L’annullabilità per vizi della volontà: errore, violenza e dolo
Gli articoli 1427 disciplinano l’annullabilità del contratto per vizi della volontà: errore, violenza e dolo. L’azione di annullamento in questi casi è prevista a favore del soggetto in errore, di chi sia stato vittima di violenza e di chi sia stato raggirato (dolo).
Annullabilità per errore
Per determinare l’annullabilità del contratto l’articolo 1428 stabilisce come l’errore debba essere “essenziale” e “riconoscibile” agli altri contraenti. L’errore che non sia essenziale sarà incidente e non determinerà invece l’annullabilità del contratto.
Per essere essenziale l’errore deve, ai sensi dell’articolo 1429 del codice civile:
- Cadere sulla natura o sull’oggetto del contratto.
- Cadere sull’identità dell’oggetto della prestazione ovvero sopra una qualità dello stesso che, secondo il comune apprezzamento o in relazione alle circostanze, deve ritenersi determinante del consenso.
- Avere come oggetto la qualità o qualità dell’altro contraente ove le stesse siano state determinanti del consenso.
- Se errore di diritto, essere la ragione principale del contratto.
Il termine prescrizionale per l’esercizio dell’azione è di cinque anni e decorre dalla data in cui è stato scoperto l’errore.
Annullabilità per violenza
Ai sensi dell’articolo 1434 del codice civile, la violenza causa l’annullamento del contratto anche se esercitata da un terzo. La violenza deve “far temere una persona sensata di esporre sé o i suoi beni ad un male ingiusto e notevole”.

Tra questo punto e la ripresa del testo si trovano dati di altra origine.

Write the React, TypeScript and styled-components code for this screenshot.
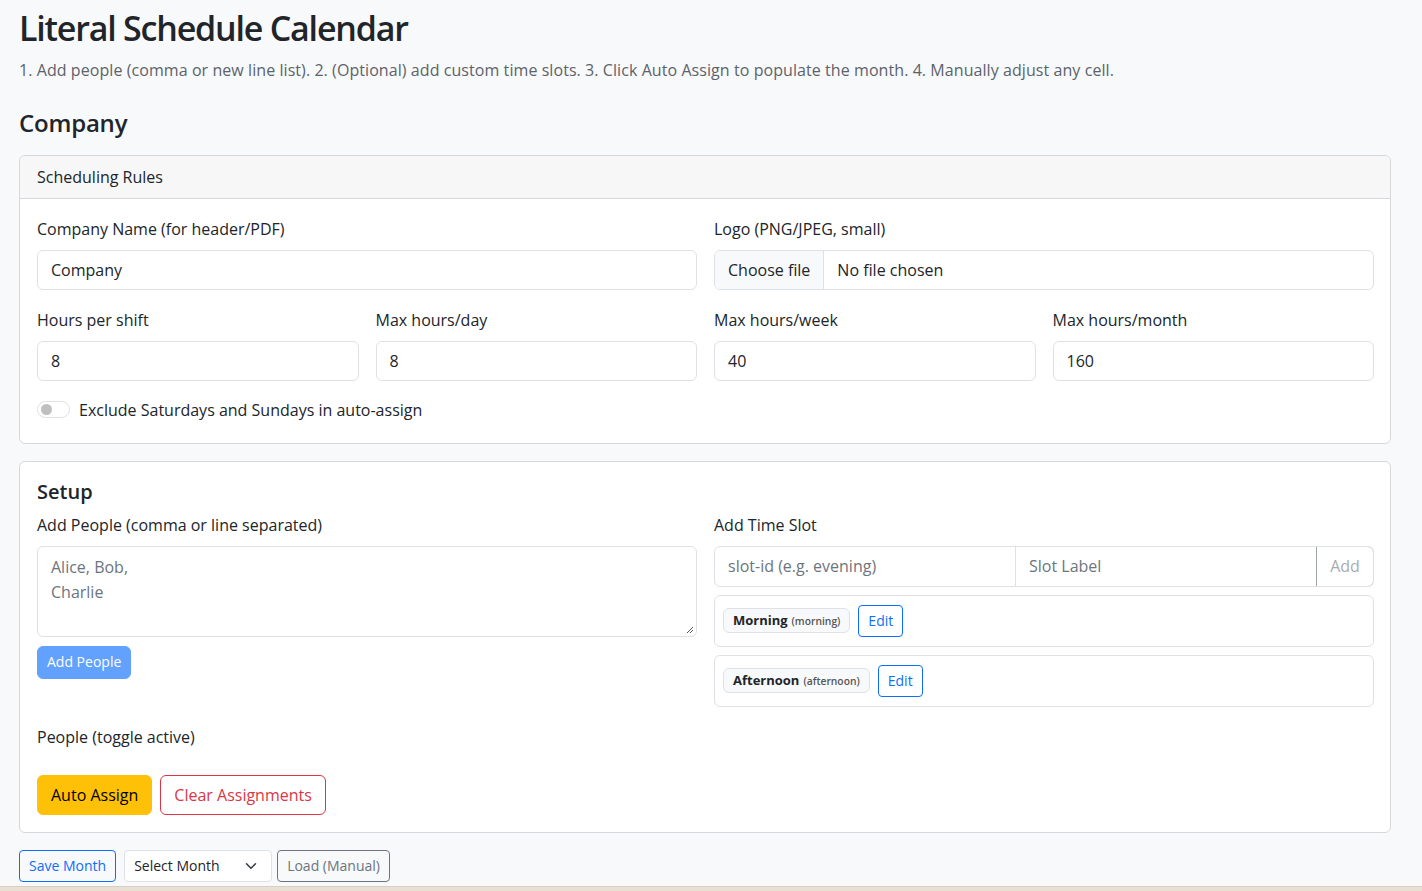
import React from "react";
import styled, { createGlobalStyle } from "styled-components";

const FONT = `"Open Sans", "Noto Sans", "Liberation Sans", sans-serif`;

const Global = createGlobalStyle`
  * { box-sizing: border-box; }
  html, body { margin: 0; padding: 0; }
  body {
    background: #f8f9fa;
    color: #212529;
    font-family: ${FONT};
    font-size: 16px;
    line-height: 1.5;
  }
`;

const Page = styled.div`
  padding: 0 31px 0 19px;
`;

const Title = styled.h1`
  margin: 0;
  padding-top: 8px;
  font-size: 34px;
  font-weight: 600;
  line-height: 1.2;
  letter-spacing: -1.2px;
`;

const Lead = styled.p`
  margin: 9px 0 0;
  color: #5c636a;
  font-size: 16px;
  letter-spacing: 0.07px;
`;

const H4 = styled.h4`
  margin: 27px 0 0;
  font-size: 24px;
  font-weight: 600;
  line-height: 1.2;
  letter-spacing: -0.2px;
`;

const Card = styled.section<{ $mt?: number }>`
  margin-top: ${(p) => p.$mt ?? 0}px;
  background: #fff;
  border: 1px solid #d6d8db;
  border-radius: 6px;
`;

const CardHeader = styled.div`
  padding: 9px 17px 9px;
  background: #f7f7f7;
  border-bottom: 1px solid #d6d8db;
  border-radius: 6px 6px 0 0;
  font-size: 16px;
`;

const CardBody = styled.div<{ $pb?: number }>`
  padding: 17px 16px ${(p) => p.$pb ?? 17}px 17px;
`;

const Grid = styled.div<{ $cols: number }>`
  display: grid;
  grid-template-columns: repeat(${(p) => p.$cols}, 1fr);
  column-gap: 17px;
  margin-bottom: 17px;
`;

const Field = styled.div``;

const Label = styled.label`
  display: block;
  margin-bottom: 8px;
  font-size: 16px;
  line-height: 26px;
`;

const Input = styled.div`
  height: 40px;
  padding: 0 13px;
  display: flex;
  align-items: center;
  border: 1px solid #dee2e6;
  border-radius: 6px;
  background: #fff;
  color: #212529;
  font-size: 16px;
`;

const FileInput = styled.div`
  height: 40px;
  display: flex;
  align-items: stretch;
  border: 1px solid #dee2e6;
  border-radius: 6px;
  overflow: hidden;
  background: #fff;
`;

const FileButton = styled.span`
  display: flex;
  align-items: center;
  padding: 0 13px;
  background: #f8f9fa;
  border-right: 1px solid #dee2e6;
`;

const FileText = styled.span`
  display: flex;
  align-items: center;
  padding: 0 13px;
`;

const SwitchRow = styled.div`
  display: flex;
  align-items: center;
  gap: 9px;
  margin-top: 8px;
  font-size: 16px;
`;

const SwitchTrack = styled.span`
  position: relative;
  width: 33px;
  height: 17px;
  border: 1px solid #dee2e6;
  border-radius: 9px;
  background: #fff;
`;

const SwitchKnob = styled.span`
  position: absolute;
  left: 3px;
  top: 2px;
  width: 11px;
  height: 11px;
  border-radius: 50%;
  background: #bfbfbf;
`;

const SectionTitle = styled.h5`
  margin: 0 0 8px;
  font-size: 20px;
  font-weight: 600;
  line-height: 1.25;
`;

const TwoCol = styled.div`
  display: grid;
  grid-template-columns: 1fr 1fr;
  column-gap: 17px;
  align-items: start;
`;

const TextArea = styled.div`
  height: 91px;
  padding: 8px 13px;
  border: 1px solid #dee2e6;
  border-radius: 6px;
  color: #6c757d;
  position: relative;
  line-height: 25px;
`;

const Grip = styled.svg`
  position: absolute;
  right: 2px;
  bottom: 2px;
`;

const Btn = styled.button<{ $variant: string; $size?: "sm" | "md" | "xs" }>`
  font-family: ${FONT};
  font-size: ${(p) => (p.$size === "md" || !p.$size ? "16px" : "14px")};
  height: ${(p) => (p.$size === "sm" ? "33px" : p.$size === "xs" ? "32px" : "40px")};
  padding: ${(p) => (p.$size === "md" || !p.$size ? "0 13px" : "0 9px")};
  border-radius: ${(p) => (p.$size === "xs" ? "4px" : "6px")};
  cursor: pointer;
  line-height: 1;
  ${(p) =>
    ({
      primaryDisabled: "background:#62a1fe;border:1px solid #62a1fe;color:#fff;",
      warning: "background:#ffc107;border:1px solid #ffc107;color:#000;",
      outlineDanger: "background:#fff;border:1px solid #dc3545;color:#dc3545;",
      outlinePrimary: "background:transparent;border:1px solid #0d6efd;color:#0d6efd;",
      outlineSecondary: "background:transparent;border:1px solid #6c757d;color:#6c757d;",
    } as Record<string, string>)[p.$variant]}
`;

const AddPeopleRow = styled.div`
  margin-top: 9px;
`;

const InputGroup = styled.div`
  display: flex;
  height: 41px;
  border: 1px solid #dee2e6;
  border-radius: 6px;
  overflow: hidden;
`;

const GroupInput = styled.div`
  flex: 1;
  display: flex;
  align-items: center;
  padding: 0 13px;
  color: #6c757d;
  border-right: 1px solid #dee2e6;
  &:nth-child(2) { border-right: none; }
`;

const GroupAdd = styled.div`
  width: 58px;
  display: flex;
  align-items: center;
  justify-content: center;
  border: 1px solid #9ea3a8;
  border-radius: 0 6px 6px 0;
  margin: -1px -1px -1px 0;
  color: #a7acb1;
`;

const SlotItem = styled.div`
  margin-top: 8px;
  height: 52px;
  display: flex;
  align-items: center;
  gap: 8px;
  padding: 0 8px;
  border: 1px solid #dee2e6;
  border-radius: 6px;
`;

const Badge = styled.span`
  display: inline-flex;
  align-items: baseline;
  gap: 4px;
  padding: 3px 9px;
  background: #f8f9fa;
  border: 1px solid #dee2e6;
  border-radius: 6px;
  font-size: 13px;
  font-weight: 700;
  line-height: 16px;
  color: #212529;
`;

const BadgeSmall = styled.span`
  font-size: 10.3px;
  font-weight: 600;
  color: #555;
`;

const EditBtn = styled.button`
  height: 32px;
  padding: 0 9px;
  font-family: ${FONT};
  font-size: 14px;
  background: #fff;
  color: #0d6efd;
  border: 1px solid #0d6efd;
  border-radius: 4px;
`;

const PeopleLabel = styled.div`
  margin-top: 17px;
  line-height: 26px;
`;

const ActionRow = styled.div`
  margin-top: 25px;
  display: flex;
  gap: 8px;
`;

const Toolbar = styled.div`
  margin-top: 17px;
  display: flex;
  align-items: center;
  gap: 8px;
`;

const SelectBox = styled.div`
  width: 148px;
  height: 32px;
  display: flex;
  align-items: center;
  justify-content: space-between;
  padding: 0 14px 0 9px;
  background: #fff;
  border: 1px solid #dee2e6;
  border-radius: 4px;
  font-size: 14px;
  margin-right: -3px;
`;

const BottomStrip = styled.div`
  margin: 4px -31px 0 -19px;
  height: 20px;
  background: #e9dfd3;
  border-top: 1px solid #d8cfc4;
`;

export default function App() {
  return (
    <>
      <Global />
      <Page>
        <Title>Literal Schedule Calendar</Title>
        <Lead>
          1. Add people (comma or new line list). 2. (Optional) add custom time slots. 3. Click Auto Assign to
          populate the month. 4. Manually adjust any cell.
        </Lead>
        <H4>Company</H4>
        <Card $mt={17}>
          <CardHeader>Scheduling Rules</CardHeader>
          <CardBody $pb={21}>
            <Grid $cols={2}>
              <Field>
                <Label>Company Name (for header/PDF)</Label>
                <Input>Company</Input>
              </Field>
              <Field>
                <Label>Logo (PNG/JPEG, small)</Label>
                <FileInput>
                  <FileButton>Choose file</FileButton>
                  <FileText>No file chosen</FileText>
                </FileInput>
              </Field>
            </Grid>
            <Grid $cols={4}>
              <Field>
                <Label>Hours per shift</Label>
                <Input>8</Input>
              </Field>
              <Field>
                <Label>Max hours/day</Label>
                <Input>8</Input>
              </Field>
              <Field>
                <Label>Max hours/week</Label>
                <Input>40</Input>
              </Field>
              <Field>
                <Label>Max hours/month</Label>
                <Input>160</Input>
              </Field>
            </Grid>
            <SwitchRow>
              <SwitchTrack>
                <SwitchKnob />
              </SwitchTrack>
              Exclude Saturdays and Sundays in auto-assign
            </SwitchRow>
          </CardBody>
        </Card>

        <Card $mt={17}>
          <CardBody>
            <SectionTitle>Setup</SectionTitle>
            <TwoCol>
              <div>
                <Label>Add People (comma or line separated)</Label>
                <TextArea>
                  Alice, Bob,
                  <br />
                  Charlie
                  <Grip width="8" height="8" viewBox="0 0 8 8">
                    <path d="M7 1 L1 7 M7 4 L4 7" stroke="#555" strokeWidth="1" />
                  </Grip>
                </TextArea>
                <AddPeopleRow>
                  <Btn $variant="primaryDisabled" $size="sm">Add People</Btn>
                </AddPeopleRow>
              </div>
              <div>
                <Label>Add Time Slot</Label>
                <InputGroup>
                  <GroupInput>slot-id (e.g. evening)</GroupInput>
                  <GroupInput>Slot Label</GroupInput>
                  <GroupAdd>Add</GroupAdd>
                </InputGroup>
                <SlotItem>
                  <Badge>
                    Morning <BadgeSmall>(morning)</BadgeSmall>
                  </Badge>
                  <EditBtn>Edit</EditBtn>
                </SlotItem>
                <SlotItem>
                  <Badge>
                    Afternoon <BadgeSmall>(afternoon)</BadgeSmall>
                  </Badge>
                  <EditBtn>Edit</EditBtn>
                </SlotItem>
              </div>
            </TwoCol>
            <PeopleLabel>People (toggle active)</PeopleLabel>
            <ActionRow>
              <Btn $variant="warning">Auto Assign</Btn>
              <Btn $variant="outlineDanger">Clear Assignments</Btn>
            </ActionRow>
          </CardBody>
        </Card>

        <Toolbar>
          <Btn $variant="outlinePrimary" $size="xs">Save Month</Btn>
          <SelectBox>
            Select Month
            <svg width="12" height="12" viewBox="0 0 16 16">
              <path d="M2 5l6 6 6-6" fill="none" stroke="#343a40" strokeWidth="2" strokeLinecap="round" strokeLinejoin="round" />
            </svg>
          </SelectBox>
          <Btn $variant="outlineSecondary" $size="xs">Load (Manual)</Btn>
        </Toolbar>
        <BottomStrip />
      </Page>
    </>
  );
}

L’articolo 1436 del codice civile stabilisce come la violenza possa determinare l’annullabilità del contratto anche quando diretta contro a terzi o a loro beni, ove tali terzi siano ascendenti, discendenti o il coniuge del contraente.
Il termine prescrizionale in caso di violenza è di cinque anni che decorrono dal giorno in cui la violenza è cessata.
Annullabilità per dolo
Ai sensi dell’articolo 1439 del codice civile il dolo è causa di annullamento quando “i raggiri usati da uno dei contraenti sono stati tali che, senza di essi, l’altra parte non avrebbe contrattato. In questo caso il dolo viene definito “determinante”. Il dolo non causa l’annullamento del contratto quando “incidente”. L’articolo 1440 del codice civile definisce il dolo incidente come raggiri che non siano stati tali “da determinare il consenso”. In questo caso la condotta del contraente “raggirante” dà luogo soltanto al risarcimento del danno.
Il termine per l’esercizio dell’azione dell’annullamento per dolo è di cinque anni e decorre dalla data in cui il raggiro è stato scoperto.